RAW RECORDS:
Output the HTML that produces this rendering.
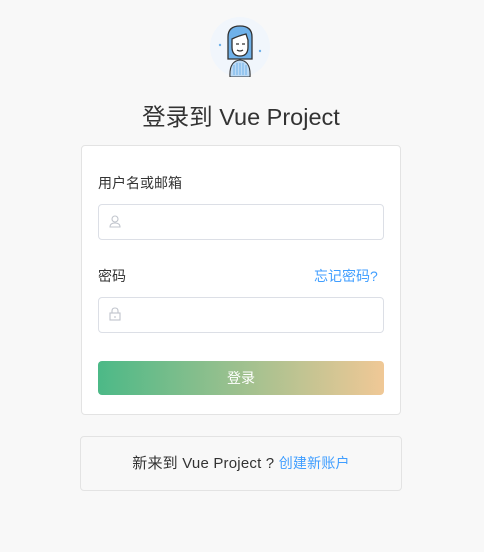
<!DOCTYPE html>
<html><head><meta charset="utf-8"><style>
body{margin:0;width:484px;height:552px;background:#f8f8f8;font-family:"Liberation Sans","Noto Sans CJK SC",sans-serif;position:relative;overflow:hidden}
.abs{position:absolute}
.title{left:0;width:482px;top:98px;text-align:center;font-size:23.5px;color:#333}
.card{left:81px;top:145px;width:318px;height:268px;background:#fff;border:1px solid #e3e3e3;border-radius:4px}
.lbl{font-size:14px;color:#333}
.inp{left:98px;width:284px;height:34px;border:1px solid #dcdfe6;border-radius:4px;background:#fff}
.btn{left:98px;top:361px;width:286px;height:34px;border-radius:4px;background:linear-gradient(90deg,#4cb987,#f0c896);color:#fff;font-size:14px;text-align:center;line-height:34px}
.foot{left:80px;top:436px;width:320px;height:53px;border:1px solid #e3e3e3;border-radius:4px;background:#f8f8f8;text-align:center;line-height:53px;font-size:15px;color:#333;letter-spacing:0.2px}
a{color:#409eff;text-decoration:none;font-size:14px}
</style></head><body>
<svg class="abs" style="left:210px;top:17px" width="60" height="60" viewBox="0 0 60 60">
<circle cx="30" cy="30" r="30" fill="#f1f6fc"/>
<path d="M18 42 V20 Q18 9 30 9 Q42 9 42 20 V42 Z" fill="#6fb1e9" stroke="#333" stroke-width="1.3"/>
<path d="M22 22 Q28 19 36 17 L38 23 V30 Q38 39 30 39 Q22 39 22 30 Z" fill="#fff" stroke="#333" stroke-width="1.3"/>
<path d="M26 27 h3 M32 27 h3" stroke="#333" stroke-width="1.2"/>
<path d="M27 33 Q30 35 33 33" stroke="#333" fill="none" stroke-width="1.2"/>
<path d="M20 60 Q19 44 30 43 Q41 44 40 60 Z" fill="#bcdaf5" stroke="#333" stroke-width="1.1"/>
<path d="M24 48 V58 M27 46 V58 M30 46 V58 M33 46 V58 M36 48 V58" stroke="#6fb1e9" stroke-width="1"/>
<circle cx="10" cy="28" r="1.2" fill="#6fb1e9"/><circle cx="50" cy="34" r="1.2" fill="#6fb1e9"/>
</svg>
<div class="abs title">登录到 Vue Project</div>
<div class="abs card"></div>
<div class="abs lbl" style="left:98px;top:173px">用户名或邮箱</div>
<div class="abs inp" style="top:204px"></div>
<svg class="abs" style="left:108px;top:214px" width="14" height="14" viewBox="0 0 14 14" fill="none" stroke="#c0c4cc" stroke-width="1.1"><circle cx="7" cy="5" r="3"/><path d="M2 13 Q2 9 7 9 Q12 9 12 13 Z"/></svg>
<div class="abs lbl" style="left:98px;top:266px">密码</div>
<a class="abs" style="left:314px;top:266px">忘记密码?</a>
<div class="abs inp" style="top:297px"></div>
<svg class="abs" style="left:108px;top:307px" width="14" height="14" viewBox="0 0 14 14" fill="none" stroke="#c0c4cc" stroke-width="1.1"><path d="M4 6 V4 Q4 1 7 1 Q10 1 10 4 V6"/><rect x="2" y="6" width="10" height="7"/><path d="M7 9 V11"/></svg>
<div class="abs btn">登录</div>
<div class="abs foot">新来到 Vue Project ? <a>创建新账户</a></div>
</body></html>
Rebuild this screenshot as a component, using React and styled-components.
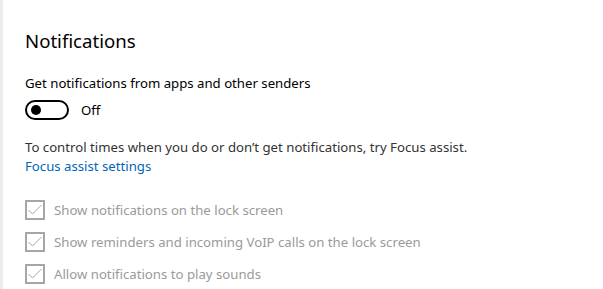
import styled, { createGlobalStyle } from "styled-components";

const GlobalStyle = createGlobalStyle`
  html, body {
    margin: 0;
    padding: 0;
    background: #ffffff;
  }
  body {
    font-family: "Noto Sans", "Open Sans", sans-serif;
  }
`;

const Page = styled.div`
  width: 603px;
  height: 289px;
  box-sizing: border-box;
  border-left: 3px solid #ececec;
  padding: 27px 0 0 22px;
  overflow: hidden;
`;

const Heading = styled.h1`
  margin: 0 0 18px;
  font-size: 18.6px;
  line-height: 28px;
  font-weight: 400;
  color: #000;
`;

const Label = styled.div`
  font-size: 13.2px;
  line-height: 20px;
  color: #000;
  margin-bottom: 7px;
`;

const ToggleRow = styled.div`
  display: flex;
  align-items: center;
  gap: 12px;
  height: 20px;
  margin-bottom: 18px;
`;

const Track = styled.div`
  width: 44px;
  height: 20px;
  box-sizing: border-box;
  border: 2px solid #000;
  border-radius: 10px;
  display: flex;
  align-items: center;
  padding-left: 4px;
`;

const Knob = styled.span`
  width: 10px;
  height: 10px;
  border-radius: 50%;
  background: #000;
`;

const ToggleText = styled.span`
  font-size: 13.2px;
  color: #000;
`;

const Description = styled.p`
  margin: 0;
  font-size: 13.2px;
  line-height: 19px;
  color: #333;
`;

const Link = styled.a`
  display: block;
  font-size: 13.2px;
  line-height: 19px;
  color: #0067b8;
  text-decoration: none;
  margin-bottom: 24px;
`;

const CheckList = styled.div`
  display: flex;
  flex-direction: column;
  gap: 12px;
`;

const CheckRow = styled.label`
  display: flex;
  align-items: center;
  gap: 9px;
  height: 20px;
  font-size: 13.2px;
  color: #9a9a9a;
`;

const Box = styled.span`
  width: 20px;
  height: 20px;
  box-sizing: border-box;
  border: 2px solid #a6a6a6;
  display: flex;
  align-items: center;
  justify-content: center;
`;

function CheckBox() {
  return (
    <Box>
      <svg width="16" height="16" viewBox="0 0 16 16">
        <path d="M1.5 8 L5.5 12 L14.5 3" fill="none" stroke="#a6a6a6" strokeWidth="1" />
      </svg>
    </Box>
  );
}

const options = [
  "Show notifications on the lock screen",
  "Show reminders and incoming VoIP calls on the lock screen",
  "Allow notifications to play sounds",
];

export default function App() {
  return (
    <>
      <GlobalStyle />
      <Page>
        <Heading>Notifications</Heading>
        <Label>Get notifications from apps and other senders</Label>
        <ToggleRow>
          <Track>
            <Knob />
          </Track>
          <ToggleText>Off</ToggleText>
        </ToggleRow>
        <Description>
          To control times when you do or don’t get notifications, try Focus assist.
        </Description>
        <Link href="#">Focus assist settings</Link>
        <CheckList>
          {options.map((text) => (
            <CheckRow key={text}>
              <CheckBox />
              {text}
            </CheckRow>
          ))}
        </CheckList>
      </Page>
    </>
  );
}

SET TASK: Each line above that includes "components" should be shown.

SOLUTION FOR THIS EXERCISE:
Rebuild this screenshot as a component, using React and styled-components.
import styled, { createGlobalStyle } from "styled-components";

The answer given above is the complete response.